The delayed IPO via SPAC merger for FlyExclusive has received approval from the New York Stock Exchange to move forward.
After a delay last week, it now appears FlyExclusive will begin trading publicly on the New York Stock Exchange when the market opens tomorrow.
A letter from the NYSE issued to EG Acquisition Corp. this morning states:
The NYSE American certifies its approval for listing and registration of the following securities of EG ACQUISITION CORP. (to be renamed “flyExclusive, Inc.”), under the Exchange Act of 1934:
▪ Class A Common Stock
▪ Redeemable warrants, each whole warrant exercisable for one share of Class A Common Stock at an exercise price of $11.50 per share
In a separate filing, EG Acquisition wrote, “The transfer of listing is to occur on or about December 28, 2023.”

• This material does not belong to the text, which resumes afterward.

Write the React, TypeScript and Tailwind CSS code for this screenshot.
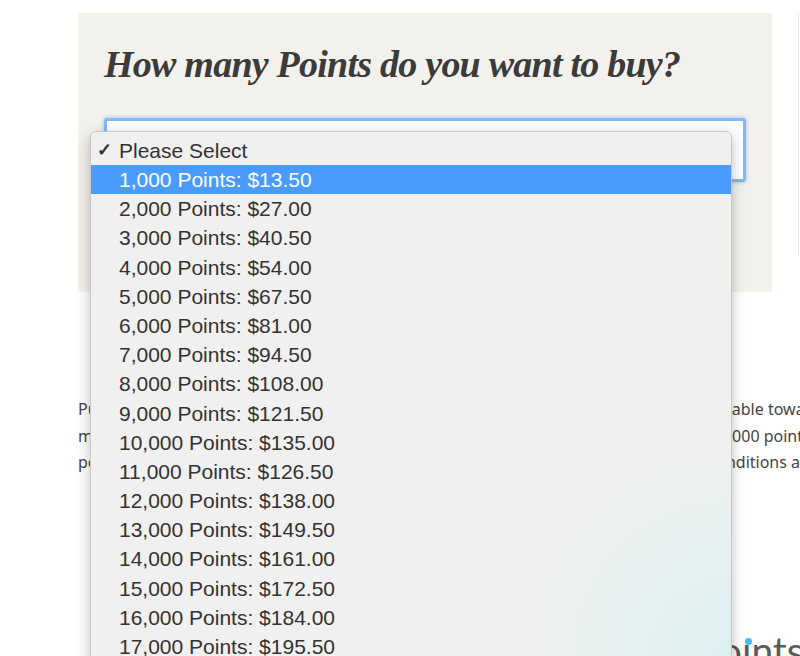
const OPTIONS = [
  "1,000 Points: $13.50",
  "2,000 Points: $27.00",
  "3,000 Points: $40.50",
  "4,000 Points: $54.00",
  "5,000 Points: $67.50",
  "6,000 Points: $81.00",
  "7,000 Points: $94.50",
  "8,000 Points: $108.00",
  "9,000 Points: $121.50",
  "10,000 Points: $135.00",
  "11,000 Points: $126.50",
  "12,000 Points: $138.00",
  "13,000 Points: $149.50",
  "14,000 Points: $161.00",
  "15,000 Points: $172.50",
  "16,000 Points: $184.00",
  "17,000 Points: $195.50",
  "18,000 Points: $207.00",
];

function DropdownMenu() {
  return (
    <div className="absolute left-[90px] top-[131px] w-[642px] h-[560px] rounded-t-[6px] border border-[#c8c8c8] bg-[radial-gradient(220px_circle_at_100%_525px,#dcf0f1,#f0f0f0)] shadow-[0_4px_14px_rgba(0,0,0,0.25)] pt-[4px] overflow-hidden font-['Liberation_Sans',sans-serif] text-[21px] text-[#333]">
      <div className="h-[29.2px] flex items-center">
        <span className="w-[28px] pl-[6px] text-[18px] font-bold text-[#333]">✓</span>
        <span>Please Select</span>
      </div>
      {OPTIONS.map((opt, i) => (
        <div
          key={opt}
          className={
            i === 0
              ? "h-[29.2px] flex items-center bg-[#4a9bfc] text-white pl-[28px]"
              : "h-[29.2px] flex items-center pl-[28px]"
          }
        >
          {opt}
        </div>
      ))}
    </div>
  );
}

export default function App() {
  return (
    <div className="relative w-[800px] h-[656px] overflow-hidden bg-white">
      <div className="relative flex">
        <div className="ml-[78px] mt-[13px] w-[694px] shrink-0">
          <div className="bg-[#f3f1ec] h-[279px] px-[26px] pt-[30px]">
            <h1 className="font-['Liberation_Serif',serif] font-bold italic text-[38px] leading-[42px] tracking-[-0.02em] text-[#3b3b3b] whitespace-nowrap">
              How many Points do you want to buy?
            </h1>
            <div className="mt-[33px] h-[64px] rounded-[3px] border-[3px] border-[#86b6f3] bg-white shadow-[0_0_4px_rgba(74,155,252,0.6)]" />
          </div>

          <div className="mt-[104px] font-['Noto_Sans',sans-serif] text-[16px] leading-[26.5px] text-[#444] whitespace-nowrap">
            <p>Purchased Points are credited to your Points account immediately and are fully redeemable towards</p>
            <p>member Rewards. A minimum purchase of 1,000 Points, and maximum Purchase of 10,000 points</p>
            <p>points every calendar year. All purchased Points are Non-refundable. Full Terms and conditions apply.</p>
          </div>
        </div>
        <div className="ml-[26px] mt-[13px] h-[242px] border-l border-[#e6e6e6]" />
      </div>

      {/* logo */}
      <div className="absolute left-[698px] top-[626px] font-['Lato',sans-serif] text-[39px] leading-[48px] text-[#5a5a5a] whitespace-nowrap">
        <span>po</span>
        <span className="relative">
          ı
          <span className="absolute left-[3px] top-[11px] w-[7px] h-[7px] rounded-full bg-[#3fc1f2]" />
        </span>
        <span>nts</span>
      </div>

      <DropdownMenu />
    </div>
  );
}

According to EG, the delay was due to “ongoing dialogue with the New York Stock Exchange regarding the fulfillment of all applicable listing requirements of the NYSE American LLC.”

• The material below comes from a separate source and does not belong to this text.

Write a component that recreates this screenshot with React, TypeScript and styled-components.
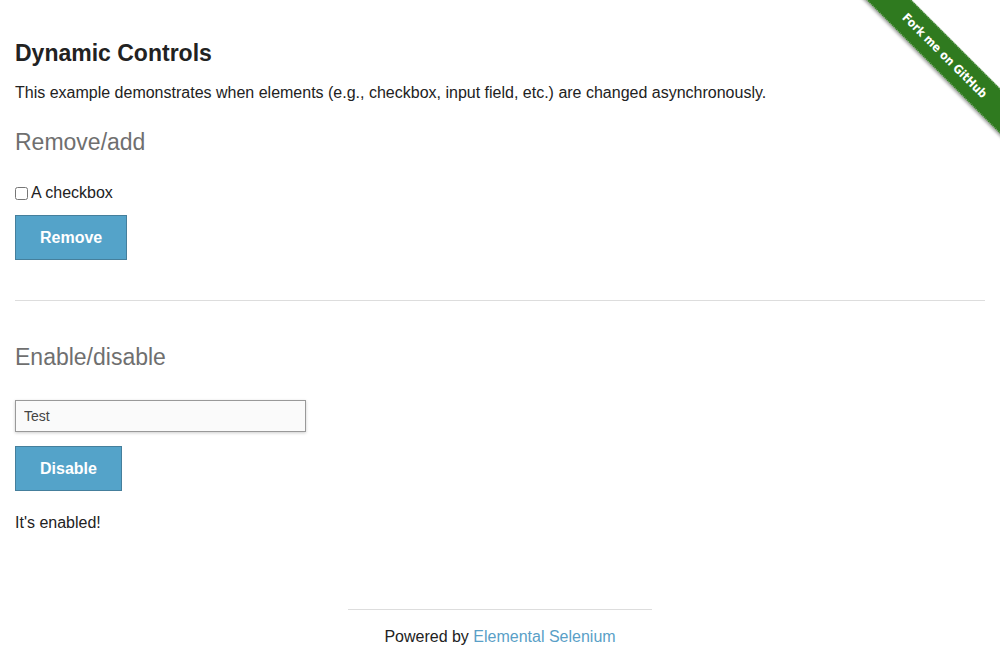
import styled, { createGlobalStyle } from "styled-components";

const GlobalStyle = createGlobalStyle`
  html, body {
    margin: 0;
    padding: 0;
    background: #ffffff;
  }

  body {
    font-family: "Liberation Sans", Arial, sans-serif;
    color: #222222;
  }
`;

export default function App() {
  return (
    <>
      <GlobalStyle />
      <Page>
        <Ribbon>
          <RibbonBand>Fork me on GitHub</RibbonBand>
        </Ribbon>
        <Content>
          <Title>Dynamic Controls</Title>
          <Intro>
            This example demonstrates when elements (e.g., checkbox, input field, etc.) are changed
            asynchronously.
          </Intro>
          <SectionTitle $top={26}>Remove/add</SectionTitle>
          <CheckboxRow>
            <Checkbox type="checkbox" />
            A checkbox
          </CheckboxRow>
          <ActionButton $top={12}>Remove</ActionButton>
          <Divider />
          <SectionTitle $top={43}>Enable/disable</SectionTitle>
          <TextInput defaultValue="Test" autoFocus />
          <ActionButton $top={14}>Disable</ActionButton>
          <Message>It's enabled!</Message>
        </Content>
        <Footer>
          <FooterRule />
          <FooterText>
            Powered by <FooterLink href="#">Elemental Selenium</FooterLink>
          </FooterText>
        </Footer>
      </Page>
    </>
  );
}

const Page = styled.div`
  position: relative;
  width: 1000px;
  height: 660px;
  overflow: hidden;
`;

const Ribbon = styled.div`
  position: absolute;
  top: 0;
  right: 0;
  width: 149px;
  height: 149px;
  overflow: hidden;
`;

const RibbonBand = styled.div`
  position: absolute;
  left: -17px;
  top: 39px;
  width: 220px;
  height: 32px;
  transform: rotate(45deg);
  background: #2f7a1f;
  border-top: 1px dotted rgba(255, 255, 255, 0.45);
  border-bottom: 1px dotted rgba(255, 255, 255, 0.45);
  box-shadow: 0 2px 3px rgba(0, 0, 0, 0.35);
  color: #ffffff;
  font-family: "DejaVu Sans Condensed", "Liberation Sans Narrow", sans-serif;
  font-weight: bold;
  font-size: 12px;
  line-height: 30px;
  text-align: center;
  box-sizing: border-box;
  padding-left: 2px;
`;

const Content = styled.div`
  display: flex;
  flex-direction: column;
  align-items: flex-start;
  padding: 0 15px;
`;

const Title = styled.h3`
  margin: 40px 0 0;
  font-size: 23px;
  line-height: 27px;
  font-weight: bold;
  color: #222222;
`;

const Intro = styled.p`
  margin: 16px 0 0;
  font-size: 16px;
  line-height: 20px;
`;

const SectionTitle = styled.h4<{ $top: number }>`
  margin: ${({ $top }) => $top}px 0 0;
  font-size: 23px;
  line-height: 27px;
  font-weight: normal;
  color: #6f6f6f;
`;

const CheckboxRow = styled.label`
  display: flex;
  align-items: center;
  margin-top: 27px;
  font-size: 16px;
  line-height: 20px;
`;

const Checkbox = styled.input`
  width: 13px;
  height: 13px;
  margin: 0 3px 0 0;
`;

const ActionButton = styled.button<{ $top: number }>`
  margin-top: ${({ $top }) => $top}px;
  height: 45px;
  padding: 0 24px;
  background: #54a3c9;
  border: 1px solid #457f9c;
  color: #ffffff;
  font-family: "Liberation Sans", Arial, sans-serif;
  font-size: 16px;
  font-weight: bold;
`;

const Divider = styled.hr`
  align-self: stretch;
  margin: 40px 0 0;
  border: 0;
  border-top: 1px solid #dddddd;
`;

const TextInput = styled.input`
  margin-top: 29px;
  width: 291px;
  height: 32px;
  box-sizing: border-box;
  padding: 0 8px;
  background: #fafafa;
  border: 1px solid #999999;
  box-shadow: 0 1px 3px rgba(0, 0, 0, 0.2);
  color: #444444;
  font-family: "Liberation Sans", Arial, sans-serif;
  font-size: 14px;
  outline: none;
`;

const Message = styled.p`
  margin: 22px 0 0;
  font-size: 16px;
  line-height: 20px;
`;

const Footer = styled.footer`
  display: flex;
  flex-direction: column;
  align-items: center;
  margin-top: 76px;
`;

const FooterRule = styled.hr`
  width: 304px;
  margin: 0;
  border: 0;
  border-top: 1px solid #dddddd;
`;

const FooterText = styled.div`
  margin-top: 17px;
  font-size: 16px;
  line-height: 20px;
  color: #222222;
`;

const FooterLink = styled.a`
  color: #5a9fc7;
  text-decoration: none;
`;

The reason for the delay was not specified.
In a press release issued later in the day, FlyExclusive Founder and CEO Jim Segrave said, “Today marks another milestone in our company’s mission to elevate the private aviation experience.”
He added, “We built FlyExclusive around the value that minutes matter for our customers, and this principle will continue to guide the disciplined approach that has defined our success in the industry.”
FlyExclusive will be the largest private jet flight provider IPO in 2″23.
So far this year, Jet.AI, Surf Air, and Volato have all become publicly traded.
Set Jet is also expected to complete its SPAC-merger IPO before the end of the year.